- **Exercise inputs**:
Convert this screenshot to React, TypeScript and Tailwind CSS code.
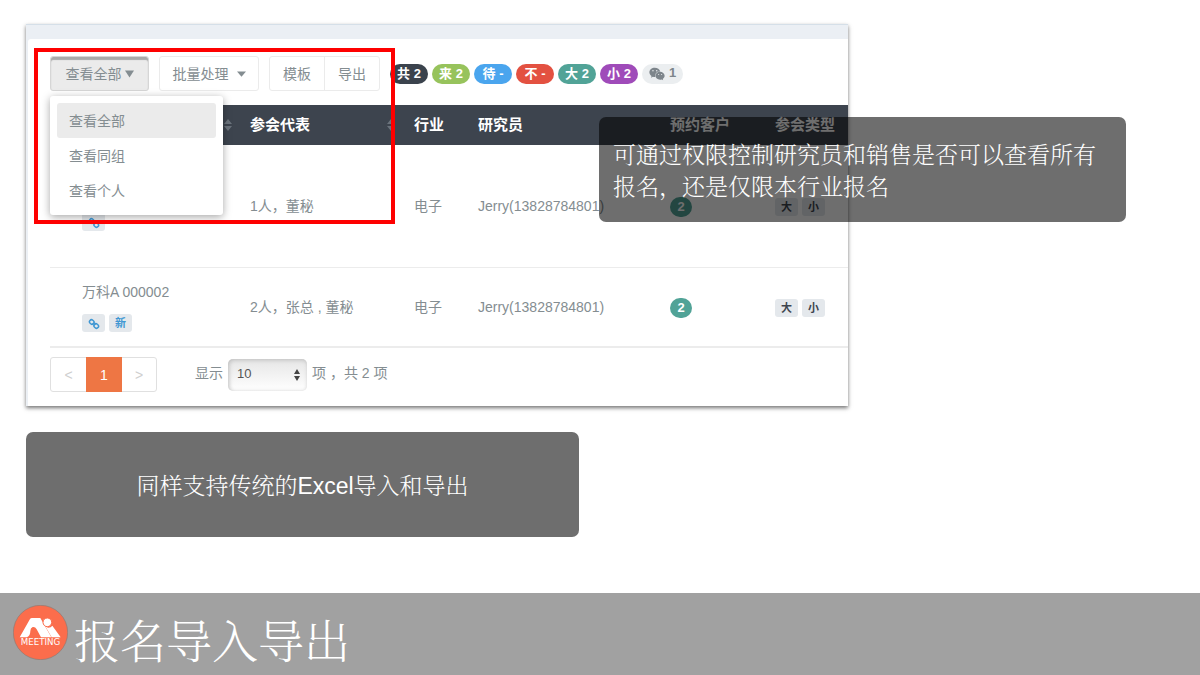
import { useState, type ReactNode } from 'react';
import { FaWeixin } from 'react-icons/fa';

interface Row {
  id: number;
  company?: string;
  isNew: boolean;
  guests: string;
  industry: string;
  researcher: string;
  booked: number;
  types: string[];
  height: string;
}

const rows: Row[] = [
  {
    id: 1,
    isNew: false,
    guests: '1人，董秘',
    industry: '电子',
    researcher: 'Jerry(13828784801)',
    booked: 2,
    types: ['大', '小'],
    height: 'h-[122px]',
  },
  {
    id: 2,
    company: '万科A 000002',
    isNew: true,
    guests: '2人，张总 , 董秘',
    industry: '电子',
    researcher: 'Jerry(13828784801)',
    booked: 2,
    types: ['大', '小'],
    height: 'h-20',
  },
];

const counters = [
  { label: '共 2', color: 'bg-[#3b434d]' },
  { label: '来 2', color: 'bg-[#97c35c]' },
  { label: '待 -', color: 'bg-[#4aa5ee]' },
  { label: '不 -', color: 'bg-[#e35141]' },
  { label: '大 2', color: 'bg-[#51a397]' },
  { label: '小 2', color: 'bg-[#9f4bb9]' },
];

const views = ['查看全部', '查看同组', '查看个人'];

function Caret({ className = '' }: { className?: string }) {
  return (
    <svg viewBox="0 0 10 8" className={className} fill="currentColor" preserveAspectRatio="none" aria-hidden="true">
      <path d="M0 0.5h10L5 7.5z" />
    </svg>
  );
}

function SortIcon() {
  return (
    <svg viewBox="0 0 8 12" className="h-3 w-2 shrink-0" fill="#6b737c" aria-hidden="true">
      <path d="M4 0l4 5H0zM4 12l4-5H0z" />
    </svg>
  );
}

function ChainIcon() {
  return (
    <svg viewBox="0 0 12 12" className="h-3 w-3" fill="none" stroke="#3f97d3" strokeWidth="1.5" aria-hidden="true">
      <g transform="rotate(42 6 6)">
        <rect x="0.6" y="4" width="4.8" height="4" rx="2" />
        <rect x="6.6" y="4" width="4.8" height="4" rx="2" />
        <path d="M4.4 6h3.2" />
      </g>
    </svg>
  );
}

function Tag({ children, className = '' }: { children: ReactNode; className?: string }) {
  return (
    <span
      className={`inline-flex h-[18px] min-w-[23px] items-center justify-center rounded-[3px] bg-[#e4e8ec] px-1 pt-[2px] text-[11px] font-bold ${className}`}
    >
      {children}
    </span>
  );
}

function Logo() {
  return (
    <svg viewBox="0 0 165 165" className="h-[55px] w-[55px] shrink-0" role="img" aria-label="MEETING">
      <circle cx="82.5" cy="82.5" r="81.5" fill="#fb6d4c" stroke="#8c7a74" strokeWidth="2" />
      <path
        d="M20 97L51 42Q53 39 57 39H82L115 97H84L71 73Q66 64 59 66Q52 69 52 78Q52 92 42 97z"
        fill="#fff"
      />
      <path d="M94 58Q98 68 106 68Q114 68 118 62L143 97H116L96 62z" fill="#fff" />
      <circle cx="103" cy="52" r="13" fill="#fff" stroke="#fb6d4c" strokeWidth="3" />
      <text x="82.5" y="119" textAnchor="middle" fill="#fff" fontSize="26" fontFamily="DejaVu Sans, sans-serif">
        MEETING
      </text>
    </svg>
  );
}

function Toolbar() {
  const [open, setOpen] = useState(true);
  const [view, setView] = useState(views[0]);

  return (
    <div className="flex flex-wrap items-center pl-[22px]">
      <div className="relative">
        <button
          type="button"
          aria-haspopup="menu"
          aria-expanded={open}
          onClick={() => setOpen(!open)}
          className="flex h-[35px] w-[99px] items-center justify-center gap-[3px] rounded-[3px] border border-[#d6d6d6] bg-[#ebebeb] shadow-[inset_0_3px_1px_#a9a9a9]"
        >
          {view}
          <Caret className="h-2 w-[9px]" />
        </button>
        {open && (
          <div
            role="menu"
            className="absolute top-10 left-0 z-10 w-[173px] rounded-[3px] bg-white p-[7px] shadow-[0_2px_8px_rgba(0,0,0,0.35)]"
          >
            {views.map((item) => (
              <button
                key={item}
                type="button"
                role="menuitem"
                onClick={() => {
                  setView(item);
                  setOpen(false);
                }}
                className={`block h-[35px] w-full rounded-[3px] px-3 text-left ${item === view ? 'bg-[#ebebeb]' : ''}`}
              >
                {item}
              </button>
            ))}
          </div>
        )}
      </div>
      <button
        type="button"
        className="ml-[10px] flex h-[35px] w-[100px] items-center justify-center gap-2 rounded-[3px] border border-[#ebebeb]"
      >
        批量处理
        <Caret className="h-[6px] w-[9px]" />
      </button>
      <div className="ml-[10px] flex h-[35px] rounded-[3px] border border-[#ebebeb]">
        <button type="button" className="w-[55px] border-r border-[#ebebeb]">
          模板
        </button>
        <button type="button" className="w-[54px]">
          导出
        </button>
      </div>
      <div className="ml-[10px] flex gap-1 text-[13px] font-bold text-white">
        {counters.map(({ label, color }) => (
          <span
            key={label}
            className={`flex h-5 min-w-[38px] items-center justify-center rounded-full px-[7px] pt-px whitespace-pre ${color}`}
          >
            {label}
          </span>
        ))}
        <span className="flex h-5 items-center gap-1 rounded-full bg-[#ebeef0] px-[7px] text-[#7d858b]">
          <FaWeixin className="h-4 w-4" />1
        </span>
      </div>
    </div>
  );
}

function AttendeeTable() {
  return (
    <table className="w-full table-fixed border-collapse text-left">
      <colgroup>
        <col className="w-[192px]" />
        <col className="w-[165px]" />
        <col className="w-[63px]" />
        <col className="w-[192px]" />
        <col className="w-[105px]" />
        <col className="w-[81px]" />
      </colgroup>
      <thead>
        <tr className="h-10 bg-[#3d444e] text-[15px] text-white">
          <th className="pr-[10px]">
            <div className="flex justify-end">
              <SortIcon />
            </div>
          </th>
          <th className="pr-3 pl-2">
            <div className="flex items-center justify-between">
              参会代表
              <SortIcon />
            </div>
          </th>
          <th className="pl-[7px] whitespace-nowrap">行业</th>
          <th className="pl-2 whitespace-nowrap">研究员</th>
          <th className="pl-2 whitespace-nowrap">预约客户</th>
          <th className="pl-2 whitespace-nowrap">参会类型</th>
        </tr>
      </thead>
      <tbody>
        {rows.map((row) => (
          <tr key={row.id} className={`border-b border-[#ececec] last:border-b-2 ${row.height}`}>
            <td className="pl-8">
              <div className="h-5 leading-5">{row.company}</div>
              <div className="mt-3 flex gap-1">
                <Tag>
                  <ChainIcon />
                </Tag>
                {row.isNew && <Tag className="text-[#3f97d3]">新</Tag>}
              </div>
            </td>
            <td className="pl-2">{row.guests}</td>
            <td className="pl-[7px]">{row.industry}</td>
            <td className="pl-2">{row.researcher}</td>
            <td className="pt-px pl-2">
              <span className="inline-flex h-5 w-[22px] items-center justify-center rounded-full bg-[#51a397] text-[13px] font-bold text-white">
                {row.booked}
              </span>
            </td>
            <td className="pt-[2px] pl-2">
              <div className="flex gap-1">
                {row.types.map((type) => (
                  <Tag key={type} className="text-[#3d444e]">
                    {type}
                  </Tag>
                ))}
              </div>
            </td>
          </tr>
        ))}
      </tbody>
    </table>
  );
}

function Pagination() {
  return (
    <div className="flex items-center pt-[9px] pb-[14px]">
      <nav className="flex h-[35px] rounded-[3px] border border-[#e0e0e0] text-[#cfcfcf]">
        <button type="button" disabled className="w-[35px]">
          &lt;
        </button>
        <button type="button" aria-current="page" className="-my-px w-9 bg-[#ee7644] text-white">
          1
        </button>
        <button type="button" disabled className="w-[34px]">
          &gt;
        </button>
      </nav>
      <label htmlFor="page-size" className="ml-[38px] pb-1">
        显示
      </label>
      <div className="relative mx-[5px]">
        <select
          id="page-size"
          defaultValue="10"
          className="h-8 w-[79px] appearance-none rounded-[5px] bg-gradient-to-b from-[#e6e6e6] to-white pl-[9px] text-[13px] text-[#555] shadow-[inset_1px_1px_4px_#bdbdbd]"
        >
          <option>10</option>
          <option>25</option>
          <option>50</option>
        </select>
        <svg
          viewBox="0 0 6 12"
          className="pointer-events-none absolute top-[10px] right-[7px] h-3 w-[6px]"
          fill="#444"
          aria-hidden="true"
        >
          <path d="M3 0l3 5H0zM3 12l3-5H0z" />
        </svg>
      </div>
      <span className="pb-1">项 ，共 2 项</span>
    </div>
  );
}

export default function App() {
  return (
    <div className="flex min-h-screen flex-col bg-white font-['Liberation_Sans','Noto_Sans_CJK_SC',sans-serif]">
      <main className="relative flex-1 px-[26px] pt-6 pb-14">
        <section className="relative w-full max-w-[822px] border-t border-[#d5dfe8] bg-[#ebeff4] pt-[14px] pl-[2px] text-sm text-[#848d91] shadow-[0_2px_4px_rgba(0,0,0,0.55)]">
          <div className="rounded-tl-[3px] bg-white pt-[17px]">
            <Toolbar />
            <div className="mt-[14px] pl-[22px]">
              <AttendeeTable />
              <Pagination />
            </div>
          </div>
          {/* highlight frame around the view switcher */}
          <div className="pointer-events-none absolute top-[23px] left-2 z-20 h-[176px] w-[361px] border-4 border-[#fe0000]" />
        </section>

        <p className="absolute top-[117px] left-[599px] z-30 h-[105px] w-[527px] rounded-[7px] bg-black/57 px-[14px] pt-[22px] font-['Liberation_Sans','Noto_Serif_CJK_SC','Noto_Sans_CJK_SC',serif] text-[23px] leading-8 font-light text-white">
          可通过权限控制研究员和销售是否可以查看所有报名，还是仅限本行业报名
        </p>

        <p className="mt-[26px] flex min-h-[105px] w-full max-w-[553px] items-center justify-center rounded-[7px] bg-[#6e6e6e] pt-1 font-['Liberation_Sans','Noto_Serif_CJK_SC','Noto_Sans_CJK_SC',serif] text-[23px] font-light text-white">
          同样支持传统的Excel导入和导出
        </p>
      </main>

      <footer className="flex gap-[6px] bg-[#a1a1a1] px-[13px] pt-3 pb-2">
        <Logo />
        <h1 className="pt-3 font-['Liberation_Sans','Noto_Serif_CJK_SC','Noto_Sans_CJK_SC',serif] text-[46px] leading-[50px] font-light text-white">
          报名导入导出
        </h1>
      </footer>
    </div>
  );
}
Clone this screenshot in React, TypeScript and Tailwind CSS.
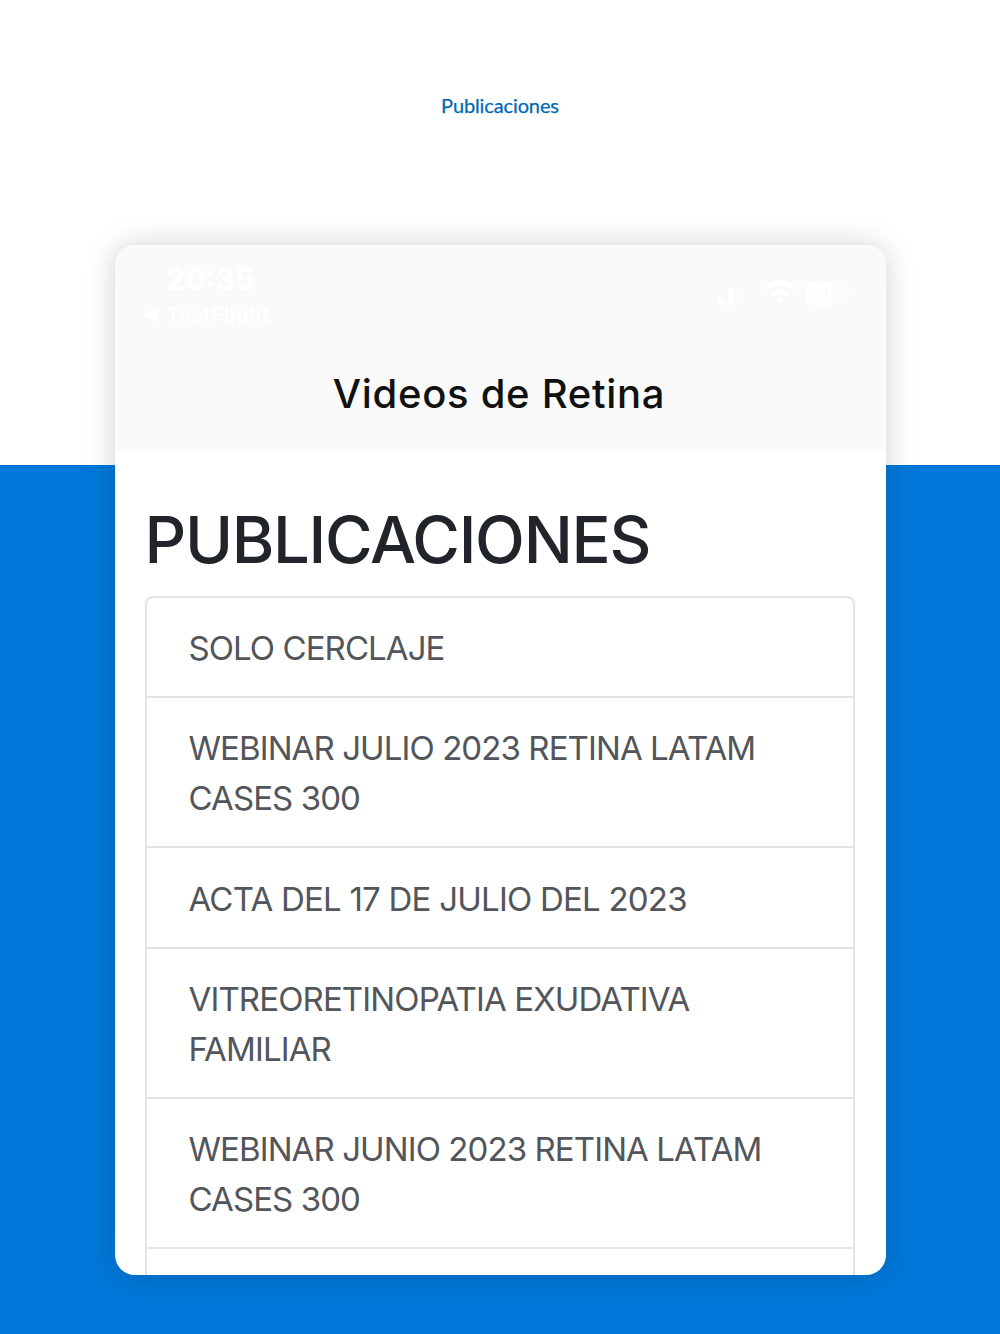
const rows = [
  { lines: ["SOLO CERCLAJE"], tracking: "tracking-[-0.93px]" },
  { lines: ["WEBINAR JULIO 2023 RETINA LATAM", "CASES 300"], tracking: "tracking-[-0.91px]" },
  { lines: ["ACTA DEL 17 DE JULIO DEL 2023"], tracking: "tracking-[-0.77px]" },
  { lines: ["VITREORETINOPATIA EXUDATIVA", "FAMILIAR"], tracking: "tracking-[-0.87px]" },
  { lines: ["WEBINAR JUNIO 2023 RETINA LATAM", "CASES 300"], tracking: "tracking-[-0.91px]" },
];

function StatusIcons() {
  return (
    <svg className="mt-[17px] blur-[0.7px]" width="134" height="32" viewBox="0 0 134 32" fill="currentColor">
      <rect x="0" y="19" width="6" height="7" rx="2" />
      <rect x="10" y="10" width="6" height="16" rx="2" />
      <rect x="19" y="7" width="5" height="19" rx="2" opacity=".25" />
      <rect x="27" y="3" width="5" height="23" rx="2" opacity=".15" />
      <g fill="none" stroke="currentColor" strokeWidth="4.5" strokeLinecap="round">
        <path d="M50 8Q62-1 74 8" />
        <path d="M55 15Q62 10 69 15" />
      </g>
      <path d="M58 20Q62 17 66 20L62 25Z" />
      <rect x="88" y="3" width="44" height="23" rx="7" opacity=".3" />
      <path fillRule="evenodd" d="M95 3H113V26H95Q88 26 88 19V10Q88 3 95 3ZM96 9V11H100L95 20H102V18H99L103 9ZM106 9L103 17H108V20H110V9Z" />
    </svg>
  );
}

export default function App() {
  return (
    <main className="h-[1334px] w-[1000px] overflow-hidden bg-[linear-gradient(to_bottom,#ffffff_465px,#0078d9_465px)] font-['Inter',sans-serif]">
      <header className="flex h-[245px] justify-center pt-[91px]">
        <h1 className="h-7 font-['Lato',sans-serif] text-[20px] font-normal leading-7 tracking-[-0.12px] text-[#0069b4] [-webkit-text-stroke:0.25px_#0069b4]">Publicaciones</h1>
      </header>
      <section className="mx-auto h-[1030px] w-[771px] overflow-hidden rounded-[20px] bg-white shadow-[0_0_30px_rgba(0,0,0,0.18)]">
        <div className="h-[206px] bg-[#fafafa]">
          <div className="flex h-[110px] justify-between pl-[28px] pr-[34px] pt-[17px] text-white">
            <div>
              <div className="pl-[24px] text-[30px] font-bold leading-[34px] blur-[0.5px]">20:35</div>
              <div className="flex items-center gap-[10px] text-[20px] font-semibold leading-[38px] tracking-[0.8px] blur-[0.6px]">
                <svg width="14" height="14" viewBox="0 0 14 14" fill="currentColor"><path d="M14 0V14L0 7Z" /></svg>
                <span>TestFlight</span>
              </div>
            </div>
            <StatusIcons />
          </div>
          <h2 className="pr-[2px] text-center text-[40px] font-medium leading-[78px] tracking-[0.7px] text-[#111]">Videos de Retina</h2>
        </div>
        <div className="pl-[30px] pr-[31px] pt-[51px]">
          <h2 className="h-[94px] text-[65px] font-medium leading-[76px] tracking-[-1.3px] text-[#212529]">PUBLICACIONES</h2>
          <div className="h-[720px] rounded-t-[8px] border-2 border-[#e4e4e5]">
            {rows.map(({ lines, tracking }, i) => (
              <div key={i} className={`border-b-2 border-[#e4e4e5] px-[42px] pb-[22.6px] pt-[26.1px] text-[33px] leading-[49.7px] text-[#52565b] ${tracking}`}>
                {lines.map((line) => (
                  <p key={line} className="whitespace-nowrap">{line}</p>
                ))}
              </div>
            ))}
          </div>
        </div>
      </section>
    </main>
  );
}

- **The problem**: Pull every line containing "this" out of the records.

- **Full output**:
Convert this screenshot to React, TypeScript and Tailwind CSS code.
Clone this screenshot in React, TypeScript and Tailwind CSS.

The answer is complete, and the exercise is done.